*Aim*
Every line of the listing must be reproduced as it stands. Leave the images behind.
..............................
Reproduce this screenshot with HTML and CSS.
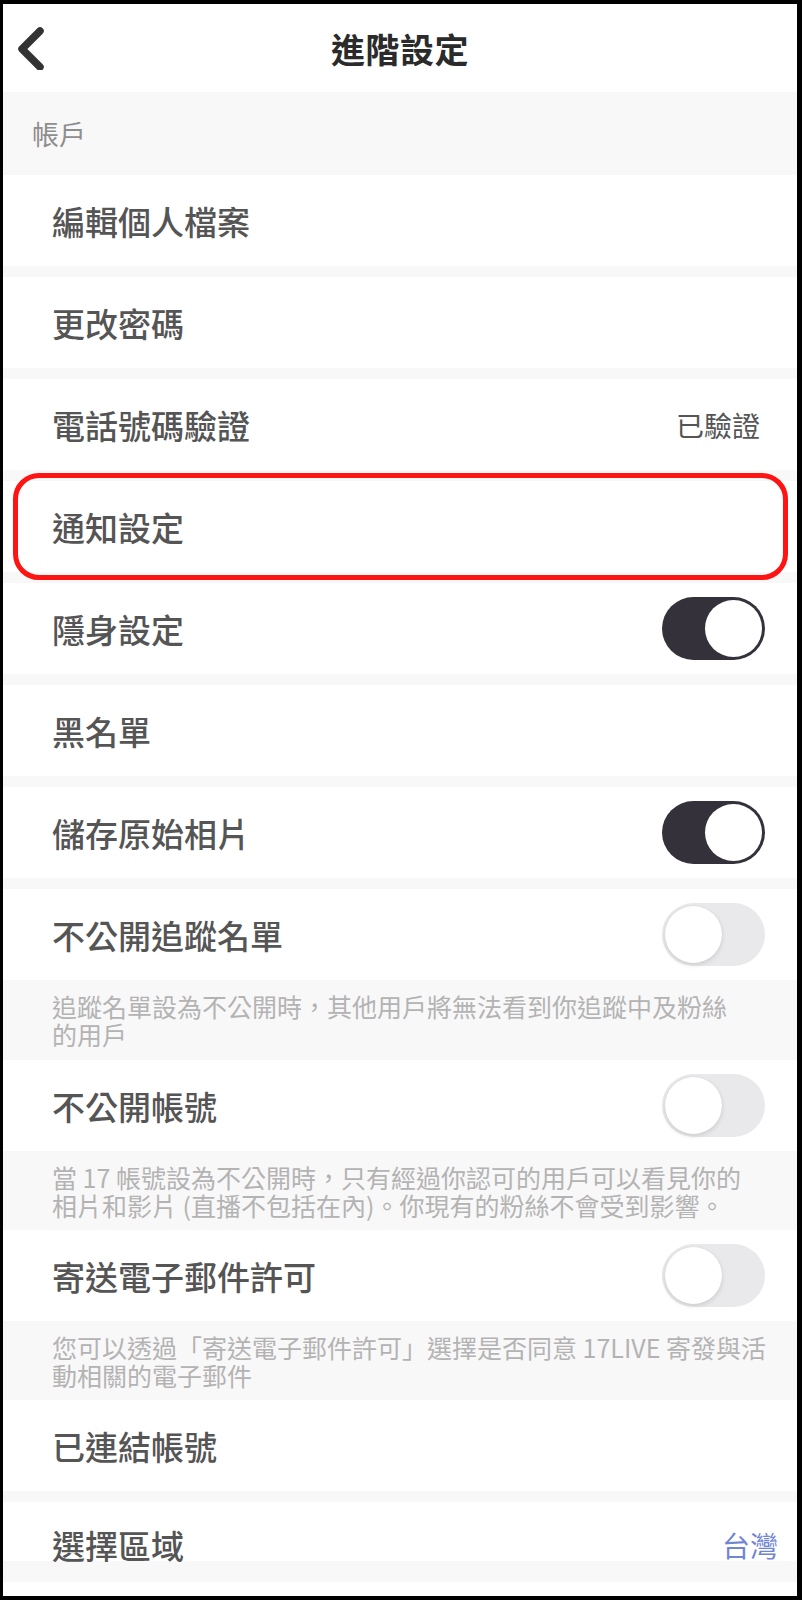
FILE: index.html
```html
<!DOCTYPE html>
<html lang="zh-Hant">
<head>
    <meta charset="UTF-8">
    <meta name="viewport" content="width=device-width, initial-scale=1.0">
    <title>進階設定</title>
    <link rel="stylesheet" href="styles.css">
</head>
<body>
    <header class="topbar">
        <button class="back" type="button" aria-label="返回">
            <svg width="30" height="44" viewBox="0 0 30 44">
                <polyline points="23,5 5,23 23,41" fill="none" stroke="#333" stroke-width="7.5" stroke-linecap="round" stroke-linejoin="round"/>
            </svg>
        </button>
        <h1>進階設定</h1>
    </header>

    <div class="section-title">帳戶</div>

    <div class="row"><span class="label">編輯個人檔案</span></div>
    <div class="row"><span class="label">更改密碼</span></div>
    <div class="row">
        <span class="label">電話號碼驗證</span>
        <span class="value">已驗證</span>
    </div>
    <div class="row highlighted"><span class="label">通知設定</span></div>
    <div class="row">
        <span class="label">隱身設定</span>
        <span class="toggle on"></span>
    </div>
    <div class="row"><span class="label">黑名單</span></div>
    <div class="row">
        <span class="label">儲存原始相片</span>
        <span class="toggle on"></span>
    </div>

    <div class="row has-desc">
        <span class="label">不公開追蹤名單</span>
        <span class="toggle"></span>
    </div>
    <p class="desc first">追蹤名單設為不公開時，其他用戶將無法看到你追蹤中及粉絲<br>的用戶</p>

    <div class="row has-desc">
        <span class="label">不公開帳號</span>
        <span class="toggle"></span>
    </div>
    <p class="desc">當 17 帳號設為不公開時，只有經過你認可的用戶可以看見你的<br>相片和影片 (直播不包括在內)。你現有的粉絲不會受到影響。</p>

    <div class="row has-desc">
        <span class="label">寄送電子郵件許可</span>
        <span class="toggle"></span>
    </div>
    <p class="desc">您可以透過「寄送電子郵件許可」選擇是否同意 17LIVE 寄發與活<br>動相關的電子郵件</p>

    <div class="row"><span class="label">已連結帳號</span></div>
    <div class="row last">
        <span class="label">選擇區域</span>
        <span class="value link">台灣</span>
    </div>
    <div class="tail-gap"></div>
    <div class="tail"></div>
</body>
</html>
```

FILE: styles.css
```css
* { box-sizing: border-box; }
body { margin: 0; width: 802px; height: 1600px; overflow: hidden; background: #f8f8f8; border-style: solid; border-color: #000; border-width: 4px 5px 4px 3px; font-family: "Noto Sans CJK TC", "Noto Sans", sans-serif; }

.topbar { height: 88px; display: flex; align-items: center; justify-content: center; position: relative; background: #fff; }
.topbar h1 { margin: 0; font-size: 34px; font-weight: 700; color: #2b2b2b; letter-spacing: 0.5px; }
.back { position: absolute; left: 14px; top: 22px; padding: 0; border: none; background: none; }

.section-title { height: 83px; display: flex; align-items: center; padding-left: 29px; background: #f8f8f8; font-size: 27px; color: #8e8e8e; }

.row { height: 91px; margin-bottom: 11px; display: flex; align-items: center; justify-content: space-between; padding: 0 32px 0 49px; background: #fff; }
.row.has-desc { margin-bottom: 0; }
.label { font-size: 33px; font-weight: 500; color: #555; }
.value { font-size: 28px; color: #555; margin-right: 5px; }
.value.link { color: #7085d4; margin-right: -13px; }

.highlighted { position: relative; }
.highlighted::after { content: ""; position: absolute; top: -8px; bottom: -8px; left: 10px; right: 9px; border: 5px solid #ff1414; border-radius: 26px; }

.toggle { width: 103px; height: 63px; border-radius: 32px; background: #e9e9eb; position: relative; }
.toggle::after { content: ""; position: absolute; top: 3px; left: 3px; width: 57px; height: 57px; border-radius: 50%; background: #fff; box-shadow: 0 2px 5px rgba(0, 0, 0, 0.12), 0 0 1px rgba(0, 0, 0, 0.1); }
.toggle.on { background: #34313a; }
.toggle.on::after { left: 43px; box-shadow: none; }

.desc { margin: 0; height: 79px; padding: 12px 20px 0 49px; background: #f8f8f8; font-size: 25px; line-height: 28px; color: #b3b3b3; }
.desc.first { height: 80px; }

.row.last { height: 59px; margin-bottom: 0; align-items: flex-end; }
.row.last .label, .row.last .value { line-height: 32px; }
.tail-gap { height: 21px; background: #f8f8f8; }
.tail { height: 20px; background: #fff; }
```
..............................
*Exercise response*
Reproduce this screenshot with HTML and CSS.
FILE: index.html
```html
<!DOCTYPE html>
<html lang="zh-Hant">
<head>
    <meta charset="UTF-8">
    <meta name="viewport" content="width=device-width, initial-scale=1.0">
    <title>進階設定</title>
    <link rel="stylesheet" href="styles.css">
</head>
<body>
    <header class="topbar">
        <button class="back" type="button" aria-label="返回">
            <svg width="30" height="44" viewBox="0 0 30 44">
                <polyline points="23,5 5,23 23,41" fill="none" stroke="#333" stroke-width="7.5" stroke-linecap="round" stroke-linejoin="round"/>
            </svg>
        </button>
        <h1>進階設定</h1>
    </header>

    <div class="section-title">帳戶</div>

    <div class="row"><span class="label">編輯個人檔案</span></div>
    <div class="row"><span class="label">更改密碼</span></div>
    <div class="row">
        <span class="label">電話號碼驗證</span>
        <span class="value">已驗證</span>
    </div>
    <div class="row highlighted"><span class="label">通知設定</span></div>
    <div class="row">
        <span class="label">隱身設定</span>
        <span class="toggle on"></span>
    </div>
    <div class="row"><span class="label">黑名單</span></div>
    <div class="row">
        <span class="label">儲存原始相片</span>
        <span class="toggle on"></span>
    </div>

    <div class="row has-desc">
        <span class="label">不公開追蹤名單</span>
        <span class="toggle"></span>
    </div>
    <p class="desc first">追蹤名單設為不公開時，其他用戶將無法看到你追蹤中及粉絲<br>的用戶</p>

    <div class="row has-desc">
        <span class="label">不公開帳號</span>
        <span class="toggle"></span>
    </div>
    <p class="desc">當 17 帳號設為不公開時，只有經過你認可的用戶可以看見你的<br>相片和影片 (直播不包括在內)。你現有的粉絲不會受到影響。</p>

    <div class="row has-desc">
        <span class="label">寄送電子郵件許可</span>
        <span class="toggle"></span>
    </div>
    <p class="desc">您可以透過「寄送電子郵件許可」選擇是否同意 17LIVE 寄發與活<br>動相關的電子郵件</p>

    <div class="row"><span class="label">已連結帳號</span></div>
    <div class="row last">
        <span class="label">選擇區域</span>
        <span class="value link">台灣</span>
    </div>
    <div class="tail-gap"></div>
    <div class="tail"></div>
</body>
</html>
```

FILE: styles.css
```css
* { box-sizing: border-box; }
body { margin: 0; width: 802px; height: 1600px; overflow: hidden; background: #f8f8f8; border-style: solid; border-color: #000; border-width: 4px 5px 4px 3px; font-family: "Noto Sans CJK TC", "Noto Sans", sans-serif; }

.topbar { height: 88px; display: flex; align-items: center; justify-content: center; position: relative; background: #fff; }
.topbar h1 { margin: 0; font-size: 34px; font-weight: 700; color: #2b2b2b; letter-spacing: 0.5px; }
.back { position: absolute; left: 14px; top: 22px; padding: 0; border: none; background: none; }

.section-title { height: 83px; display: flex; align-items: center; padding-left: 29px; background: #f8f8f8; font-size: 27px; color: #8e8e8e; }

.row { height: 91px; margin-bottom: 11px; display: flex; align-items: center; justify-content: space-between; padding: 0 32px 0 49px; background: #fff; }
.row.has-desc { margin-bottom: 0; }
.label { font-size: 33px; font-weight: 500; color: #555; }
.value { font-size: 28px; color: #555; margin-right: 5px; }
.value.link { color: #7085d4; margin-right: -13px; }

.highlighted { position: relative; }
.highlighted::after { content: ""; position: absolute; top: -8px; bottom: -8px; left: 10px; right: 9px; border: 5px solid #ff1414; border-radius: 26px; }

.toggle { width: 103px; height: 63px; border-radius: 32px; background: #e9e9eb; position: relative; }
.toggle::after { content: ""; position: absolute; top: 3px; left: 3px; width: 57px; height: 57px; border-radius: 50%; background: #fff; box-shadow: 0 2px 5px rgba(0, 0, 0, 0.12), 0 0 1px rgba(0, 0, 0, 0.1); }
.toggle.on { background: #34313a; }
.toggle.on::after { left: 43px; box-shadow: none; }

.desc { margin: 0; height: 79px; padding: 12px 20px 0 49px; background: #f8f8f8; font-size: 25px; line-height: 28px; color: #b3b3b3; }
.desc.first { height: 80px; }

.row.last { height: 59px; margin-bottom: 0; align-items: flex-end; }
.row.last .label, .row.last .value { line-height: 32px; }
.tail-gap { height: 21px; background: #f8f8f8; }
.tail { height: 20px; background: #fff; }
```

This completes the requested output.